I figured I may as well win some points for Ravenclaw with my customary AHH YOU UPDATED verbal flailing. Anyway. Chapter.

I love Rose. Go Rose. Rose is perfect and I love how she was so quick to jump on Archie's comments and how she came by to see Brandon and the baby she's just so lovely and thoughtful and I am a huge huge Rose Weasley fan.

George's advice to Albus was excellent - I can really see him pulling no punches when it comes to giving advice to his nieces and nephews, and you've characterised him really well here.

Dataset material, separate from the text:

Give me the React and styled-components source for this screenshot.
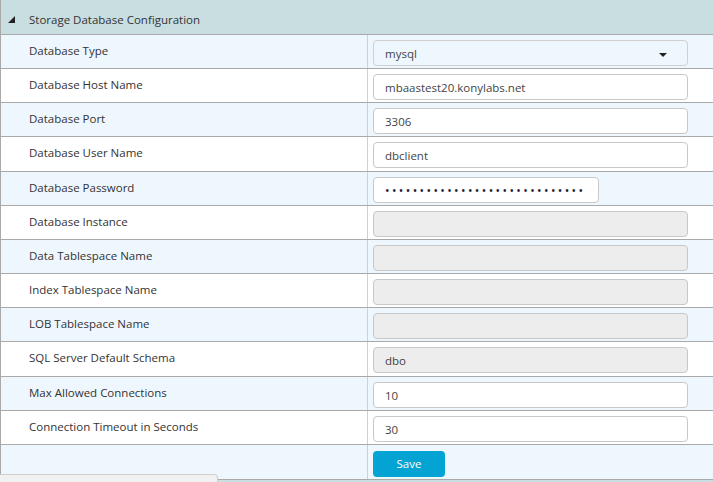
import styled, { createGlobalStyle } from "styled-components";

const GlobalStyle = createGlobalStyle`
    html, body {
        margin: 0;
        padding: 0;
        background: #ffffff;
        overflow: hidden;
    }
    body {
        font-family: "Open Sans", "Noto Sans", "Liberation Sans", sans-serif;
        font-size: 11.5px;
        color: #333333;
    }
`

const Page = styled.div`
    position: relative;
    width: 713px;
    height: 482px;
    overflow: hidden;
`
const Section = styled.div`
    border-left: 1px solid #a9a9a9;
`
const Header = styled.div`
    height: 30px;
    padding-top: 4px;
    display: flex;
    align-items: center;
    gap: 14px;
    padding-left: 7px;
    background-color: #c9dee1;
    border-bottom: 1px solid #a9a9a9;
    color: #333;
`
const Toggle = styled.span`
    width: 0;
    height: 0;
    border-left: 7px solid transparent;
    border-bottom: 7px solid #222;
    margin-top: 1px;
`
const Row = styled.div`
    display: grid;
    grid-template-columns: 367px 1fr;
    height: ${props => props.h || 34.17}px;
    box-sizing: border-box;
    border-bottom: 1px solid #a9a9a9;
    background-color: ${props => props.alt ? "#eff7fe" : "#ffffff"};
`
const Label = styled.div`
    padding: 8px 0 0 28px;
    line-height: 16px;
    border-right: 1px solid #d0d0d0;
    color: #333;
`
const Field = styled.div`
    padding: 5px 0 0 5px;
`
const Input = styled.input`
    box-sizing: border-box;
    width: ${props => props.w || 315}px;
    height: 26px;
    padding: 1px 11px 0;
    border: 1px solid #c8c8c8;
    border-radius: 4px;
    background-color: ${props => props.disabled ? "#ededed" : "#ffffff"};
    font-family: inherit;
    font-size: 11.5px;
    color: #444;
    outline: none;
    &[type="password"] {
        font-size: 12px;
        letter-spacing: 2.4px;
        color: #223;
    }
`
const SelectBox = styled.div`
    box-sizing: border-box;
    width: 315px;
    height: 26px;
    display: flex;
    align-items: center;
    justify-content: space-between;
    padding: 1px 20px 0 11px;
    border: 1px solid #d0d0d0;
    border-radius: 4px;
    color: #444;
`
const Caret = styled.span`
    width: 0;
    height: 0;
    border-left: 4px solid transparent;
    border-right: 4px solid transparent;
    border-top: 4px solid #222;
    margin-top: 2px;
`
const SaveButton = styled.button`
    width: 72px;
    height: 26px;
    margin-top: 1px;
    border: 0;
    border-radius: 4px;
    background-color: #03a4d4;
    color: #ffffff;
    font-family: inherit;
    font-size: 11.5px;
    cursor: pointer;
`
const StatusTip = styled.div`
    position: absolute;
    left: 0;
    bottom: -14px;
    width: 218px;
    height: 22px;
    box-sizing: border-box;
    padding: 4px 0 0 3px;
    background-color: #f1f1f1;
    border: 1px solid #cfcfcf;
    border-left: 0;
    border-radius: 0 4px 0 0;
    font-size: 11px;
    color: #444;
    white-space: nowrap;
    overflow: hidden;
`

const fields = [
    { label: "Database Type", kind: "select", value: "mysql" },
    { label: "Database Host Name", value: "mbaastest20.konylabs.net" },
    { label: "Database Port", value: "3306" },
    { label: "Database User Name", value: "dbclient" },
    { label: "Database Password", kind: "password", value: "abcdefghijklmnopqrstuvwxyz123" },
    { label: "Database Instance", value: "", disabled: true },
    { label: "Data Tablespace Name", value: "", disabled: true },
    { label: "Index Tablespace Name", value: "", disabled: true },
    { label: "LOB Tablespace Name", value: "", disabled: true },
    { label: "SQL Server Default Schema", value: "dbo", disabled: true },
    { label: "Max Allowed Connections", value: "10" },
    { label: "Connection Timeout in Seconds", value: "30" },
]

function renderField(f) {
    if (f.kind === "select") {
        return <SelectBox>{f.value}<Caret /></SelectBox>
    }
    if (f.kind === "password") {
        return <Input type="password" w={226} defaultValue={f.value} />
    }
    return <Input type="text" defaultValue={f.value} disabled={f.disabled} />
}

function App() {
    return (
        <Page>
            <GlobalStyle />
            <Section>
                <Header><Toggle />Storage Database Configuration</Header>
                {fields.map((f, i) => (
                    <Row key={f.label} alt={i % 2 === 0}>
                        <Label>{f.label}</Label>
                        <Field>{renderField(f)}</Field>
                    </Row>
                ))}
                <Row alt h={35}>
                    <Label />
                    <Field><SaveButton>Save</SaveButton></Field>
                </Row>
                <Header />
            </Section>
            <StatusTip>javascript:void(0) - Add more database settings</StatusTip>
        </Page>
    )
}

export default App;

Brandon's mum is lovely. She's obviously got some old-fashioned ideas but she loves Brandon unconditionally and I love that bit about how she's have been disappointed if he did bend to social norms - it says a lot about both of them and it was just a really lovely detail to throw in.

Fingers crossed for Albus and Brandon to finally see each other again next chapter (no pressure!)

Author's Response: YAY FOR FLAILING FOR HC POINTS!

Rose is quite keen to not put up with that kind of talk from people - especially someone new like Archie. OF COURSE SHE HAD TO GO SEE BABY SAVAGE!

I'm glad you like geoerge's advice. I've had mixed feedback on it. You and I see him the same when it comes to advice - it's not often dispersed but is done so with a firm intention.

Bea is a bit old-fashioned as you spotted but I'm so happy her love was also evident. She's definitely accepting of Brandon but has a pull towards tradition. I like having her as a contrast to someone like Archie.

Thank you so much for a beautiful review!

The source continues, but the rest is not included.